Tayvan’ı gıda, enerji ve diğer hayati kaynaklardan mahrum bırakacak bir abluka senaryosu, geçmiş yüzyılların kuşatma taktiklerini çağrıştıran Yeni Ortaçağ ruhuna çok uygun olacaktır.
Merkezi yönetimler dayanamaz.
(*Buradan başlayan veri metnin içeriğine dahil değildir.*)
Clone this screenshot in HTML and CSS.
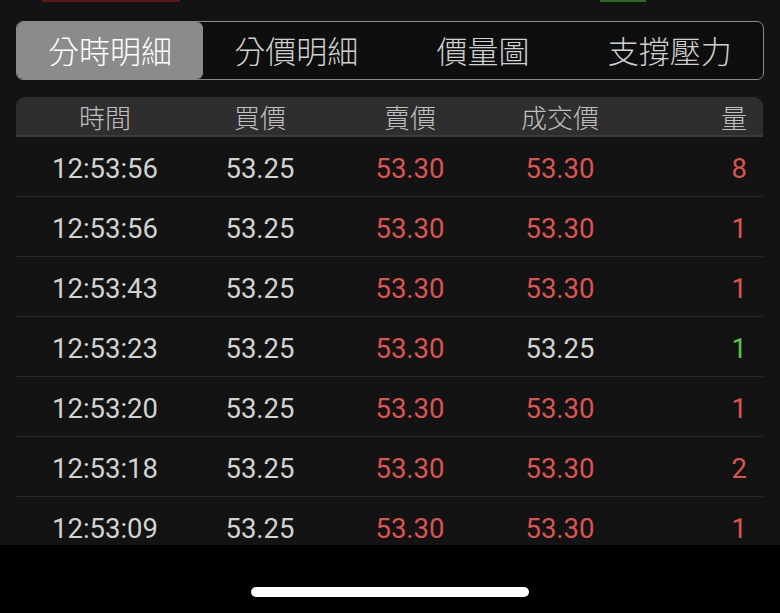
FILE: index.html
```html
<!DOCTYPE html>
<html lang="zh-Hant">
<head>
<meta charset="utf-8">
<link rel="stylesheet" href="styles.css">
</head>
<body>
<div class="screen">
  <div class="topstrip">
    <span class="peek peek-red"></span>
    <span class="peek peek-green"></span>
  </div>
  <div class="segmented">
    <div class="seg active">分時明細</div>
    <div class="seg">分價明細</div>
    <div class="seg">價量圖</div>
    <div class="seg">支撐壓力</div>
  </div>
  <div class="table">
    <div class="row head">
      <div class="c">時間</div>
      <div class="c">買價</div>
      <div class="c">賣價</div>
      <div class="c">成交價</div>
      <div class="c r">量</div>
    </div>
    <div class="row">
      <div class="c">12:53:56</div><div class="c">53.25</div><div class="c up">53.30</div><div class="c up">53.30</div><div class="c r up">8</div>
    </div>
    <div class="row">
      <div class="c">12:53:56</div><div class="c">53.25</div><div class="c up">53.30</div><div class="c up">53.30</div><div class="c r up">1</div>
    </div>
    <div class="row">
      <div class="c">12:53:43</div><div class="c">53.25</div><div class="c up">53.30</div><div class="c up">53.30</div><div class="c r up">1</div>
    </div>
    <div class="row">
      <div class="c">12:53:23</div><div class="c">53.25</div><div class="c up">53.30</div><div class="c">53.25</div><div class="c r down">1</div>
    </div>
    <div class="row">
      <div class="c">12:53:20</div><div class="c">53.25</div><div class="c up">53.30</div><div class="c up">53.30</div><div class="c r up">1</div>
    </div>
    <div class="row">
      <div class="c">12:53:18</div><div class="c">53.25</div><div class="c up">53.30</div><div class="c up">53.30</div><div class="c r up">2</div>
    </div>
    <div class="row">
      <div class="c">12:53:09</div><div class="c">53.25</div><div class="c up">53.30</div><div class="c up">53.30</div><div class="c r up">1</div>
    </div>
  </div>
  <div class="homebar"><span class="pill"></span></div>
</div>
</body>
</html>
```

FILE: styles.css
```css
html, body {
  margin: 0;
  padding: 0;
  background: #131313;
}
.screen {
  width: 780px;
  height: 613px;
  display: flex;
  flex-direction: column;
  background: #131313;
  font-family: Roboto, "Noto Sans CJK TC", sans-serif;
  color: #d6d6d6;
  overflow: hidden;
}
.topstrip {
  height: 21px;
  position: relative;
  flex: none;
}
.peek {
  position: absolute;
  top: 0;
  height: 2px;
}
.peek-red {
  left: 42px;
  width: 138px;
  background: #5c1717;
}
.peek-green {
  left: 600px;
  width: 46px;
  background: #2f6a25;
}
.segmented {
  flex: none;
  margin: 0 16px 0 16px;
  height: 59px;
  box-sizing: border-box;
  border: 1.5px solid #8a8a8a;
  border-radius: 7px;
  display: grid;
  grid-template-columns: 186px 1fr 1fr 1fr;
  overflow: hidden;
  background: #0e0e0e;
}
.seg {
  display: flex;
  align-items: center;
  justify-content: center;
  font-family: "Noto Sans CJK TC", sans-serif;
  font-weight: 300;
  font-size: 31px;
  color: #d0d0d0;
  padding-bottom: 2px;
}
.seg.active {
  background: #8b8b8b;
  color: #ffffff;
  border-radius: 5px 6px 6px 5px;
}
.table {
  flex: none;
  margin: 17px 17px 0 16px;
  height: 448px;
  overflow: hidden;
}
.row {
  display: grid;
  grid-template-columns: 160px 150px 150px 150px 1fr;
  padding: 3px 16px 0 9px;
  height: 60px;
  align-items: center;
  border-bottom: 1.5px solid #262626;
  box-sizing: border-box;
  font-size: 27.5px;
  font-weight: 400;
  color: #d2d2d2;
}
.row.head {
  height: 40px;
  padding-top: 0;
  background: #2e2e2e;
  border-radius: 9px 9px 0 0;
  border-bottom: 2px solid #3d3d3d;
  font-family: "Noto Sans CJK TC", sans-serif;
  font-weight: 300;
  font-size: 26px;
  color: #c0c0c0;
}
.row.head .c {
  line-height: 40px;
}
.c {
  text-align: center;
  white-space: nowrap;
}
.c.r {
  text-align: right;
}
.up {
  color: #dc5450;
}
.down {
  color: #5cc24a;
}
.homebar {
  flex: 1;
  background: #000;
  display: flex;
  justify-content: center;
  align-items: flex-end;
  padding-bottom: 16px;
  box-sizing: border-box;
}
.pill {
  display: block;
  width: 278px;
  height: 10px;
  border-radius: 5px;
  background: #ffffff;
}
```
Ama bunun bir önemi var mı?
Yeni Ortaçağcılık, büyük endüstriyel güçlerin ulusal liderlerinin, birkaç önemli istisna dışında, evrensel olarak popüler olmadığı bir dönem için de uygun bir çerçeve gibi görünüyor.
Modern devletlerin iklim krizi, jeopolitik istikrarsızlık, finansal dalgalanma, demografik gerileme ve yapay zeka gibi teknolojilerdeki hızlı gelişmeler gibi faktörlerle başa çıkma kabiliyetleri konusunda artan şüpheler var. Bazı yorumcuların “çoklu kriz” olarak adlandırdığı, iç içe geçmiş bir dizi karmaşık zorluk. Her ikisinde de yıllarca süren düşüşün ardından, dünya genelindeki silahlı çatışmaların ve bu çatışmalardaki can kayıplarının sayısında belirgin bir artış olduğu görüldüğünde, bu aynı zamanda düşünülmesi gereken sarsıcı bir dünya görüşü…
Ancak Yeni Ortaçağ dünyası kavramı akla Hobbesçu bir “herkese karşı herkes savaşı” ya da Mad Max benzeri bir anarşi imgesini getirse de bu terimi savunanların çoğu o kadar da kötümser değil.
Princeton profesörü Philip Cerny bunun yerine yeni Ortaçağ dünyasının, gücün bir kısmının devletten devlet dışı aktörlere dağıldığı ancak temel sorunların ve küresel zorlukların hâlâ ele alınabildiği bir “kalıcı düzensizlik” dünyası olacağını öngörüyor. Karanlık çağlar her zaman karanlık değildi. Cerny, Avrupa’daki Ortaçağ döneminin “artan sosyal, ekonomik ve siyasi gelişmenin” yanı sıra “artan fazlalıklar [ve] bilgi ve yeniliğin yayılması” olduğuna dikkat çekiyor.
Neo-ortaçağcılık, düzeni olmayan ama çökmeyen bir dünyayı anlamlandırmalarına yardımcı oluyor. 21. yüzyıl giderek artan bir şekilde buna benzeyecek gibi. Yeni ortaçağcılık geleceğin savaşlarının nasıl başlayacağını anlamamıza yardımcı olabilir.”
Bu yazı ilk kez 12 Şubat 2024’te yayımlanmıştır.